On 09 January 2012 Iranian Defense Minister Brigadier General Ahmad Vahidi said the country is the "key factor" in providing security of the Strait of Hormuz. Asked about possibility of blocking the Strait of Hormuz by Iran as discussed by some news agencies, he said, "We have not said that we will block the Strait of Hormuz, but the issue is that if anybody wants to put the security of the area in danger, there will be a danger for all."

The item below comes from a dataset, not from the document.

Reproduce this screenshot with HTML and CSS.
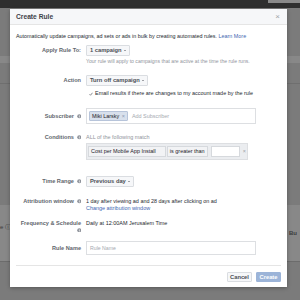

The Islamic Revolution Guards Corps is planning to conduct its greatest naval war games near the Straight of Hormuz in the near future. The newly announced Iraninan drills, codenamed The Great Prophet, may coincide with major naval exercises that Israel and the United States are planning to hold in the Persian Gulf in the next few weeks. The exercises, called Austere Challenge 12, which both Israeli and U.S. officials have described as the largest-ever joint drills by the two countries, are designed to improve missile defense systems and co-operation between the U.S. and Israeli forces.

On 03 January 2012 the Commander-in-Chief of Iranian Army Major General Ataollah Salehi said the U.S. flotilla aircraft carrier should not return to the Strait of Hormuz anymore. Salehi speaking in the last parade staged in the naval exercise in the Strait of Hormuz, southern Iran, referred to withdrawal of the U.S. flotilla aircraft carrier from the Strait of Hormuz when Iran launched the drill codenamed Velayat-e 90.

The United States approved sanctions targeting Iran's oil industry, and the European Union will consider banning Iranian oil imports during a meeting of EU foreign ministers on 30 January 2012. The sanctions were designed to persuade Iran to drop what Western powers believe is a secret nuclear weapons program developed by Tehran.